1911 Encyclopædia Britannica/Leroy-Beaulieu, Henri Jean Baptiste Anatole
LEROY-BEAULIEU, HENRI JEAN BAPTISTE ANATOLE (1842–), French publicist, was born at Lisieux, on the 12th of February 1842. In 1866 he published Une troupe de comédiens, and afterwards Essai sur la restauration de nos monuments historiques devant l’art et devant le budget, which deals particularly with the restoration of the cathedral of Evreux. He visited Russia in order to collect documents on the political and economic organization of the Slav nations, and on his return published in the Revue des deux mondes (1882–1889) a series of articles, which appeared shortly afterwards in book form under the title L’Empire des tsars et les Russes (4th ed., revised in 3 vols., 1897–1898).

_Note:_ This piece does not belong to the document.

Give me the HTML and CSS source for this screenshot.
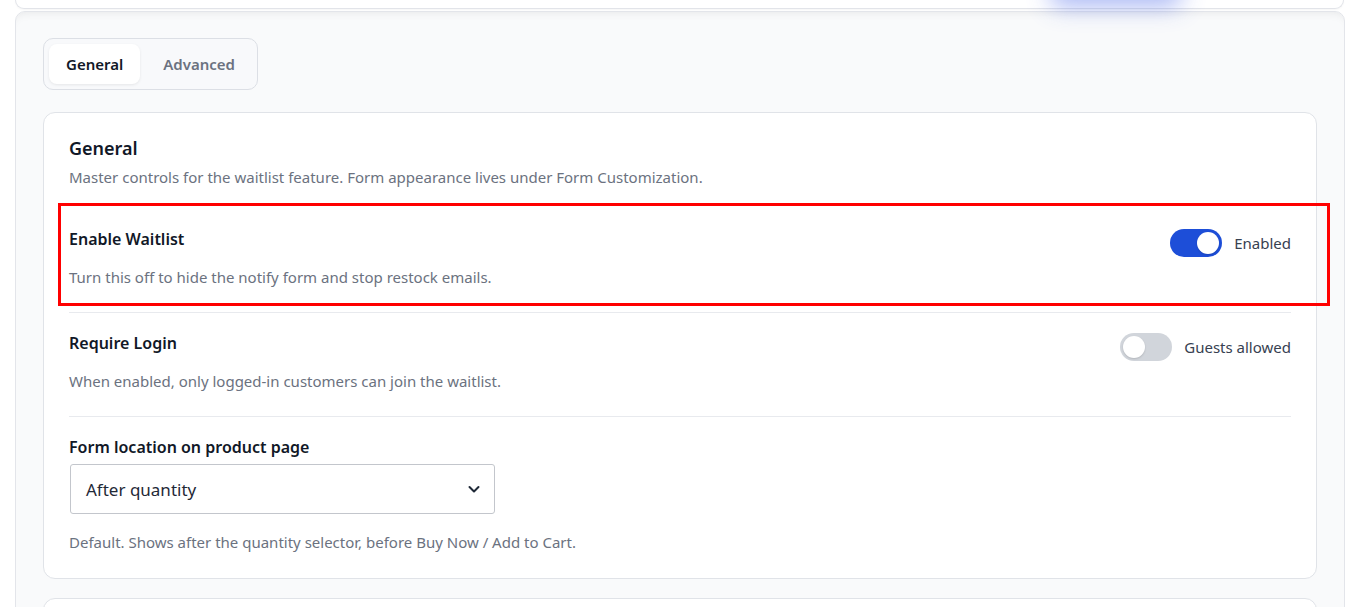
FILE: index.html
```html
<!DOCTYPE html>
<html lang="en">
<head>
    <meta charset="UTF-8">
    <meta name="viewport" content="width=device-width, initial-scale=1.0">
    <title>Waitlist Settings</title>
    <link rel="stylesheet" href="styles.css">
</head>
<body>

    <!-- Header card, mostly scrolled out of view -->
    <div class="top-card">
        <span class="glow"></span>
    </div>

    <div class="panel">
        <!-- Tabs -->
        <div class="tabs">
            <button class="tab active">General</button>
            <button class="tab">Advanced</button>
        </div>

        <!-- General settings card -->
        <div class="card">
            <h3 class="card-title">General</h3>
            <p class="card-desc">Master controls for the waitlist feature. Form appearance lives under Form Customization.</p>

            <div class="row highlighted">
                <div class="row-head">
                    <span class="row-title">Enable Waitlist</span>
                    <label class="switch-wrap">
                        <span class="switch on"><span class="knob"></span></span>
                        <span class="switch-label">Enabled</span>
                    </label>
                </div>
                <p class="row-desc">Turn this off to hide the notify form and stop restock emails.</p>
            </div>

            <div class="row">
                <div class="row-head">
                    <span class="row-title">Require Login</span>
                    <label class="switch-wrap">
                        <span class="switch"><span class="knob"></span></span>
                        <span class="switch-label">Guests allowed</span>
                    </label>
                </div>
                <p class="row-desc">When enabled, only logged-in customers can join the waitlist.</p>
            </div>

            <div class="row last">
                <div class="row-head">
                    <span class="row-title">Form location on product page</span>
                </div>
                <div class="select">
                    <span>After quantity</span>
                    <svg width="16" height="16" viewBox="0 0 16 16" fill="none" stroke="#1f2937" stroke-width="2" stroke-linecap="round" stroke-linejoin="round">
                        <path d="M3.5 6l4.5 4.5L12.5 6"/>
                    </svg>
                </div>
                <p class="row-desc help">Default. Shows after the quantity selector, before Buy Now / Add to Cart.</p>
            </div>
        </div>

        <!-- Next card, cut off by the window -->
        <div class="card next"></div>
    </div>

</body>
</html>
```

FILE: styles.css
```css
/* Page */
body {
    margin: 0;
    font-family: 'Noto Sans', 'Open Sans', sans-serif;
    background: #ffffff;
    color: #111827;
    overflow: hidden;
}

/* Header card at the top edge */
.top-card {
    position: relative;
    height: 8px;
    margin: 0 2px 0 15px;
    background: #ffffff;
    border: 1px solid #e2e4e9;
    border-top: none;
    border-radius: 0 0 10px 10px;
    box-shadow: 0 1px 2px rgba(0, 0, 0, 0.04);
}

.glow {
    position: absolute;
    left: 1035px;
    top: -30px;
    width: 130px;
    height: 30px;
    border-radius: 8px;
    box-shadow: 0 6px 24px rgba(59, 90, 230, 0.45);
}

/* Outer panel */
.panel {
    margin: 2px 1px 0 15px;
    padding: 26px 27px 0 27px;
    background: #f9fafb;
    border: 1px solid #e3e5ea;
    border-radius: 10px;
    box-shadow: inset 0 8px 12px -10px rgba(0, 0, 0, 0.12);
}

/* Tabs */
.tabs {
    display: inline-flex;
    vertical-align: top;
    gap: 6px;
    padding: 5px;
    background: #f8f9fb;
    border: 1px solid #dcdfe5;
    border-radius: 10px;
}

.tab {
    font-family: inherit;
    font-size: 15px;
    font-weight: 600;
    color: #6b7280;
    background: transparent;
    border: none;
    border-radius: 8px;
    padding: 0 17px;
    height: 40px;
    cursor: pointer;
}

.tab.active {
    background: #ffffff;
    color: #111827;
    box-shadow: 0 1px 3px rgba(0, 0, 0, 0.08);
}

/* Card */
.card {
    margin-top: 22px;
    padding: 22px 25px 24px 25px;
    background: #ffffff;
    border: 1px solid #e0e3e8;
    border-radius: 12px;
}

.card.next {
    margin-top: 19px;
    height: 40px;
    padding: 0;
}

.card-title {
    margin: 0;
    font-size: 18px;
    font-weight: 600;
    line-height: 26px;
}

.card-desc {
    margin: 5px 0 21px 0;
    font-size: 15px;
    line-height: 22px;
    color: #6b7280;
}

/* Setting rows */
.row {
    position: relative;
    padding: 18px 0 24px 0;
    border-bottom: 1px solid #e8eaee;
}

.row.last {
    border-bottom: none;
    padding-bottom: 1px;
}

.row-head {
    display: flex;
    align-items: flex-start;
    justify-content: space-between;
}

.row-title {
    font-size: 16px;
    font-weight: 600;
    line-height: 24px;
}

.row-desc {
    margin: 9px 0 0 0;
    font-size: 15px;
    line-height: 22px;
    color: #6b7280;
}

.row-desc.help {
    margin-top: 17px;
}

/* Red annotation box */
.highlighted::after {
    content: "";
    position: absolute;
    top: -6px;
    left: -11px;
    right: -39px;
    bottom: 6px;
    border: 3px solid #ff0000;
    pointer-events: none;
}

/* Toggle switch */
.switch-wrap {
    display: flex;
    align-items: center;
    gap: 12px;
    margin-top: 2px;
    cursor: pointer;
}

.switch {
    display: flex;
    align-items: center;
    width: 52px;
    height: 28px;
    padding: 3px;
    box-sizing: border-box;
    border-radius: 14px;
    background: #d1d5db;
}

.switch .knob {
    width: 22px;
    height: 22px;
    border-radius: 50%;
    background: #ffffff;
    box-shadow: 0 1px 2px rgba(0, 0, 0, 0.15);
}

.switch.on {
    background: #1d4ed8;
    justify-content: flex-end;
}

.switch-label {
    font-size: 15px;
    color: #374151;
}

/* Select */
.select {
    display: flex;
    align-items: center;
    justify-content: space-between;
    width: 425px;
    height: 50px;
    box-sizing: border-box;
    margin: 5px 0 0 1px;
    padding: 0 12px 0 15px;
    border: 1px solid #c3c6cc;
    border-radius: 3px;
    font-size: 17px;
    color: #1f2937;
}
```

The work entitled Un empereur, un roi, un pape, une restauration, published in 1879, was an analysis and criticism of the politics of the Second Empire. Un homme d’état russe (1884) gave the history of the emancipation of the serfs by Alexander II. Other works are Les Catholiques libéraux, l’église et le libéralisme (1890), La Papauté, le socialisme et la démocracie (1892), Les Juifs et l’antisémitisme; Israël chez les nations (1893), Les Arméniens et la question arménienne (1896), L’Antisémitisme (1897), Études russes et européennes (1897). These writings, mainly collections of articles and lectures intended for the general public, display enlightened views and wide information. In 1881 Leroy-Beaulieu was elected professor of contemporary history and eastern affairs at the École Libre des Sciences Politiques, becoming director of this institution on the death of Albert Sorel in 1906, and in 1887 he became a member of the Académie des Sciences Morales et Politiques.
Two of Leroy-Beaulieu’s works have been translated into English: one as the Empire of the Tsars and the Russians, by Z. A. Regozin (New York, 1893–1896), and another as Papacy, Socialism, Democracy, by B. L. O’Donnell (1892). See W. E. H. Lecky, Historical and Political Essays (1908).